El panorama, sin embargo, amenaza con ser peor. Y las tensiones sociales, producto de la situación, en la recurrente frustración de las expectativas y esperanzas, unidas a la injusticia de las decisiones de gobierno, a la violación de los derechos ciudadanos, han terminado por crear un clima propicio para que se propague la violencia, cuyas consecuencias no son difíciles de anunciar.
No es aventurado vaticinar que las agresiones a la democracia por parte del autoritarismo, podrían llevar a corto plazo a instaurar una política de represión para contener la protesta popular que ya comenzó a ganar las calles. Ejemplos de experiencias similares los tenemos a montones y muy cercanos. Vivir en democracia no es solamente un derecho que tiene cada hombre, es también un imperativo social.
La Democracia, sin lugar a dudas, es el nuevo nombre de la Paz.
Porque creemos en la necesidad de consolidar procesos, con una amplia base de participación ciudadana, es que reclamamos una democracia que nos permita cambiar periódicamente de gobernantes y que al mismo tiempo haga posible los principios de igualdad ante la ley. Una democracia que precise su espacio para garantizarnos la convivencia pacífica, que sea alternativa frente al abuso indiscriminado, que sea una suerte de respuesta social al despojo, a las torturas y desapariciones impunes, que finalmente sea una democracia afirmada en un estado de derecho que permita enfrentar la perversidad que acomete día a día los derechos de la población.
No debemos dejar de creer, sería peligroso, que en el Perú la paz y la democracia son valores posibles que no requieren ser conquistados por la violencia de las calles o de las armas.
Para lograr ese cambio, que la gran mayoría civilizada del país reclama, requerimos un sentimiento de solidaridad entre los peruanos, que no exija necesarias ideologías, pero que cuente con el compromiso inclaudicable de los orientadores de opinión y de las dirigencias nacionales sin excepción. Que reconozca en el carácter universal de los derechos humanos, la razón para que los peruanos podamos estrecharnos la mano y plantearnos metas comunes. Sólo así encontraremos en la defensa de los DDHH de todos nuestros hermanos, una fórmula de nuestra propia identidad.
En este laberinto nacional en el que parecen extraviarse las escasas esperanzas que aún conserva nuestro pueblo, aumentan las expresiones de violencia social, se abate la fe de los ciudadanos hacia las instituciones del Estado y un sombrío pesimismo invade el alma de la gente, agravado por una coyuntura económica que profundiza el sufrimiento.

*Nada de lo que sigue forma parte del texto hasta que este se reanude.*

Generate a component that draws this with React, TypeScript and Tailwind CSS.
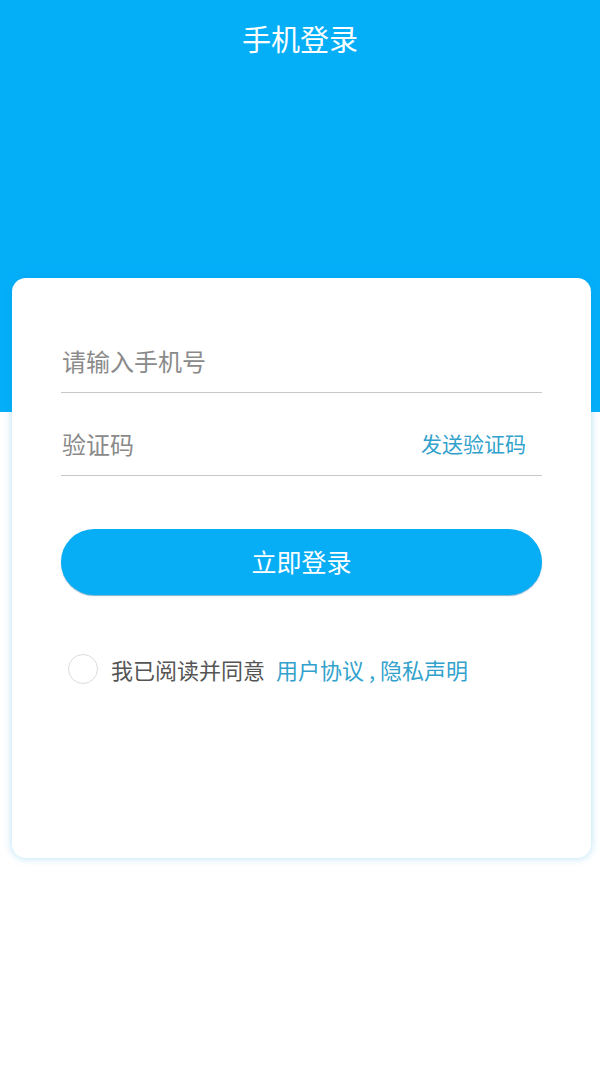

El desafío es como defender la democracia de los embates del despotismo. Debemos empezar por reconocer que no basta declarar que somos demócratas, sino demostrar la vocación proclamada. Sabemos que se necesitan partidos políticos, pero eso sí partidos renovados y no dirigencias incapacitadas para enfrentar los nuevos retos. Los partidos no deben sustituir al pueblo sino integrarse a él y eso significa nuevos liderazgos para recuperar la credibilidad en la democracia y en los conductores políticos que le sirven de soporte. Éstas no son tareas del porvenir, son obligaciones de ahora. Es imprescindible coordinar y cohesionar nuestra acción y para ello debemos dar validez exacta al concepto de solidaridad, aquel que alimenta la concertación y anima la tarea mancomunada.
Pocas veces, si no es la primera, el país vivió una situación social tan heterogénea como la de ahora. Pero, al mismo tiempo, ese cuadro no homogéneo obliga al planteamiento urgente de una estrategia nacional que enfrente al despotismo gubernamental – encarnado en una mayoría parlamentaria obsecuente y mediatizada y en un Ejecutivo con vocación de abuso y prepotencia – con una sociedad democráticamente organizada, con representantes dueños de una moral sin tacha y con aquellos medios de comunicación que acepten su responsabilidad de trincheras de la dignidad nacional.
Unida a ellos, una Iglesia Católica obligada a pronunciarse en documentos expresivos que condenen la violencia del poder y defiendan la democracia, viendo en ella un presupuesto del estado de civilización política.
Si el sistema de partidos está sacudido por una profunda crisis de identidad que cruza a todos sus integrantes, no está la solución en intentar revivir arcaicas banderas de nacionalismos ya superados. Más importante es buscar liderazgos con ideas claras, que salgan exitosos de las duras pruebas que plantea la realidad y que sepan ganar credibilidad ante un país que ya comenzó su declinación, que siente que la precaria democracia que poseía se le escapa de las manos, que el fantasma de la represión invade sus sueños, y que un sentimiento de decadencia y de ruina amenaza apropiarse del sentimiento nacional.
Los intelectuales tienen un rol crucial que cumplir, sin olvidar como
dijera De Musset que "en tiempos de crisis, cuando se camina hay que saber
si se pisa una semilla o un despojo".
El secreto de la Democracia reside en saber establecer la diferencia.